For the first time, I am worried I may have become part of a demographic.

This article in the Guardian the other day - about 'fifty quid man' - chilled me. It sounded like me. I'm a little too young to be called middle age yet, but lord knows, I regularly come out of shops having spent £50 on CDs. I bought myself one of those iPods a bit back. I listen to 6Music sometimes. I go to more gigs than I used to. And I've started buying old music from Amazon. Recent internet splurges have seen developing a probably unhealthy interest in obscure collections by The Fall, and picking up stuff like the Deep Soul Treasures compilation series, Isaac Hayes' soundtrack to Shaft and at last the three CD Lee 'Scratch' Perry set Arkology.
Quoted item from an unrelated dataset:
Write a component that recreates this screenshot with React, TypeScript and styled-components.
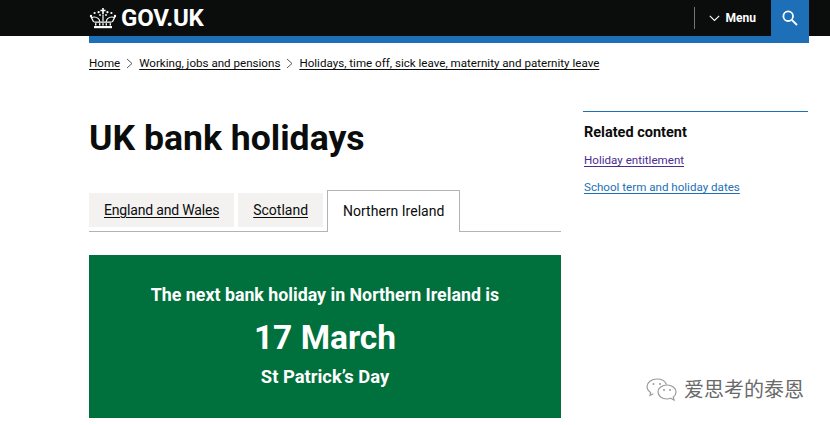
import React from "react";
import styled, { createGlobalStyle } from "styled-components";

const GlobalStyle = createGlobalStyle`
  html, body {
    margin: 0;
    padding: 0;
    background: #fff;
    overflow: hidden;
  }
  body {
    font-family: Roboto, "Liberation Sans", sans-serif;
    color: #0b0c0c;
  }
`;

const Page = styled.div`
  position: relative;
  width: 830px;
  height: 425px;
  overflow: hidden;
`;

const Header = styled.header`
  height: 36px;
  background: #0b0c0c;
  padding: 0 21px 0 89px;
  display: flex;
  align-items: center;
  justify-content: space-between;
`;

const Logo = styled.a`
  display: flex;
  align-items: center;
  gap: 4px;
  color: #fff;
  font-size: 24px;
  font-weight: 700;
  letter-spacing: -0.2px;
  text-decoration: none;
`;

const HeaderRight = styled.div`
  display: flex;
  align-items: center;
  height: 36px;
`;

const Divider = styled.span`
  width: 1px;
  height: 22px;
  background: #6f777b;
`;

const MenuButton = styled.div`
  display: flex;
  align-items: center;
  gap: 6px;
  padding: 0 15px 0 14px;
  color: #fff;
  font-size: 12px;
  font-weight: 700;
`;

const SearchButton = styled.div`
  width: 38px;
  height: 36px;
  background: #1d70b8;
  display: flex;
  align-items: center;
  justify-content: center;
`;

const BlueBar = styled.div`
  height: 7px;
  margin: 0 21px 0 89px;
  background: #1d70b8;
`;

const Breadcrumbs = styled.nav`
  display: flex;
  align-items: center;
  gap: 4px;
  margin: 12px 0 0 89px;
  height: 16px;
  font-size: 11.6px;
`;

const Crumb = styled.a`
  color: #0b0c0c;
  text-decoration: underline;
  text-underline-offset: 2px;
`;

const Columns = styled.main`
  display: grid;
  grid-template-columns: 472px 225px;
  column-gap: 22px;
  padding-left: 89px;
`;

const Content = styled.div`
  display: flex;
  flex-direction: column;
`;

const Title = styled.h1`
  margin: 45px 0 0;
  font-size: 35.6px;
  line-height: 44px;
  font-weight: 700;
`;

const Tabs = styled.div`
  display: flex;
  align-items: flex-end;
  gap: 4px;
  height: 42px;
  margin-top: 29px;
  border-bottom: 1px solid #b1b4b6;
`;

const Tab = styled.a<{ $active?: boolean; $tight?: boolean }>`
  display: flex;
  align-items: center;
  justify-content: center;
  box-sizing: border-box;
  color: #0b0c0c;
  font-size: 14px;
  letter-spacing: ${({ $tight }) => ($tight ? "-0.18px" : "0")};
  text-underline-offset: 2px;
  padding: 0 15px;
  ${({ $active }) =>
    $active
      ? `
    height: 42px;
    margin-bottom: -1px;
    padding-bottom: 2px;
    background: #fff;
    border: 1px solid #b1b4b6;
    border-bottom: 0;
    text-decoration: none;
  `
      : `
    height: 34px;
    margin-bottom: 4px;
    background: #f3f2f1;
    text-decoration: underline;
  `}
`;

const Banner = styled.section`
  margin-top: 23px;
  height: 163px;
  background: #00703c;
  color: #fff;
  display: flex;
  flex-direction: column;
  align-items: center;
  font-weight: 700;
`;

const BannerLead = styled.div`
  margin-top: 29px;
  font-size: 17.8px;
  line-height: 22px;
`;

const BannerDate = styled.div`
  margin-top: 10px;
  font-size: 33.5px;
  line-height: 44px;
`;

const BannerName = styled.div`
  margin-top: 6px;
  font-size: 18.4px;
  line-height: 22px;
`;

const Sidebar = styled.aside`
  margin-top: 40px;
  height: 100px;
  border-top: 1px solid #1d70b8;
`;

const SidebarTitle = styled.h2`
  margin: 11px 0 5px;
  padding-left: 1px;
  font-size: 14.5px;
  line-height: 20px;
  font-weight: 700;
`;

const RelatedLink = styled.a<{ $visited?: boolean }>`
  display: block;
  margin-top: 7px;
  padding-left: 1px;
  font-size: 11.6px;
  line-height: 20px;
  color: ${({ $visited }) => ($visited ? "#4c2c92" : "#1d70b8")};
  text-decoration: underline;
  text-underline-offset: 2px;
`;

const Watermark = styled.div`
  position: absolute;
  left: 645px;
  top: 376px;
  display: flex;
  align-items: center;
  gap: 5px;
  color: #6a6a6a;
  font-family: "Noto Sans CJK SC", sans-serif;
  font-size: 20px;
  line-height: 26px;
  text-shadow: 0 0 2px #fff;
`;

const Crown = () => (
  <svg width="28" height="22" viewBox="0 0 28 22" aria-hidden="true">
    <g fill="#fff">
      <path d="M13.200 1h1.600v1.800h1.800v1.500h-1.800V7h-1.600V4.300h-1.800V2.800h1.800z" />
      <circle cx="9.600" cy="5.200" r="1.100" />
      <circle cx="18.400" cy="5.200" r="1.100" />
      <circle cx="5.600" cy="6" r="1.100" />
      <circle cx="22.400" cy="6" r="1.100" />
      <circle cx="2" cy="9" r="1.200" />
      <circle cx="26" cy="9" r="1.200" />
      <circle cx="11" cy="8" r=".9" />
      <circle cx="17" cy="8" r=".9" />
      <path d="M5 19h18v2.200H5z" />
      <path d="M5 14.500h18l-.5 1.300h-17z" />
      <path d="M6 16.200h1.400v2.300H6zM10 16.200h1.400v2.300H10zM13.300 16.200h1.400v2.300h-1.400zM16.600 16.200H18v2.300h-1.400zM20.600 16.200H22v2.300h-1.400z" />
    </g>
    <g fill="none" stroke="#fff" strokeWidth="1.200">
      <path d="M4.600 15C3.800 13 3 11.600 2.400 10.600c2.400-1 5-.6 7 1 .8.700 1.200 1.800 1.300 3.200" />
      <path d="M23.400 15c.8-2 1.600-3.400 2.200-4.400-2.400-1-5-.6-7 1-.8.700-1.200 1.800-1.300 3.200" />
      <path d="M14 7.500v7" />
    </g>
  </svg>
);

const Chevron = () => (
  <svg width="11" height="11" viewBox="0 0 11 11" fill="none" stroke="#505a5f" strokeWidth="1">
    <path d="M3 1l5 4.500L3 10" />
  </svg>
);

const WeChat = () => (
  <svg width="34" height="26" viewBox="0 0 34 26" fill="none" stroke="#9a9a9a" strokeWidth="1.200">
    <path d="M12 3C6.500 3 2 6.400 2 10.600c0 2.400 1.500 4.500 3.600 5.900L5 19.500l3.300-1.700" />
    <path d="M12 3c4.500 0 8.200 2.200 9.500 5.400" />
    <path d="M22 9c5 0 9 3.100 9 7 0 2-1 3.800-2.700 5l.7 3-3.200-1.700c-1.200.4-2.500.7-3.800.7-5 0-9-3.100-9-7s4-7 9-7z" />
    <circle cx="8.500" cy="8" r="1" fill="#9a9a9a" stroke="none" />
    <circle cx="15" cy="8" r="1" fill="#9a9a9a" stroke="none" />
    <circle cx="19" cy="14" r="1" fill="#9a9a9a" stroke="none" />
    <circle cx="25" cy="14" r="1" fill="#9a9a9a" stroke="none" />
  </svg>
);

export default function App() {
  return (
    <Page>
      <GlobalStyle />
      <Header>
        <Logo>
          <Crown />
          GOV.UK
        </Logo>
        <HeaderRight>
          <Divider />
          <MenuButton>
            <svg width="11" height="7" viewBox="0 0 11 7" fill="none" stroke="#fff" strokeWidth="1.100">
              <path d="M.8.800l4.700 4.700L10.200.800" />
            </svg>
            Menu
          </MenuButton>
          <SearchButton>
            <svg width="16" height="16" viewBox="0 0 16 16" fill="none" stroke="#fff" strokeWidth="1.800">
              <circle cx="6.200" cy="6.200" r="4.800" />
              <path d="M9.800 9.800L15 15" />
            </svg>
          </SearchButton>
        </HeaderRight>
      </Header>
      <BlueBar />
      <Breadcrumbs>
        <Crumb>Home</Crumb>
        <Chevron />
        <Crumb>Working, jobs and pensions</Crumb>
        <Chevron />
        <Crumb>Holidays, time off, sick leave, maternity and paternity leave</Crumb>
      </Breadcrumbs>
      <Columns>
        <Content>
          <Title>UK bank holidays</Title>
          <Tabs>
            <Tab $tight>England and Wales</Tab>
            <Tab>Scotland</Tab>
            <Tab $active>Northern Ireland</Tab>
          </Tabs>
          <Banner>
            <BannerLead>The next bank holiday in Northern Ireland is</BannerLead>
            <BannerDate>17 March</BannerDate>
            <BannerName>St Patrick’s Day</BannerName>
          </Banner>
        </Content>
        <Sidebar>
          <SidebarTitle>Related content</SidebarTitle>
          <RelatedLink $visited>Holiday entitlement</RelatedLink>
          <RelatedLink>School term and holiday dates</RelatedLink>
        </Sidebar>
      </Columns>
      <Watermark>
        <WeChat />
        爱思考的泰恩
      </Watermark>
    </Page>
  );
}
I'm seriously tempted by a Lonnie Donegan collection now. Lord help me, I even bought my first copy of Mojo magazine last week. It had an interesting-looking soul CD stuck to it. Oh, and I loved Lost in Translation as well. I thought about buying the soundtrack.

I would have to seek therapy, if I believed in it.

Tuesday, March 02, 2004

It's just down there

Not a week goes by when I am not stopped and asked for directions - often several times a week. It doesn't seem to matter where I am, whether I be within sight of the glittering attractions of London's tourist economy or wandering around backstreet boozers. It happens too wherever I go in the world. Abroad, people stop and ask me for directions when I have only just arrived. I've ever been asked in a foreign language only for folk to switch to English when my incomprehension is obvious. Surely this is a giveaway?

I conclude that I look like I belong wherever I go in the world. I'm an anonymous everyman, a footsoldier of tourism, and I look like I've always been somewhere.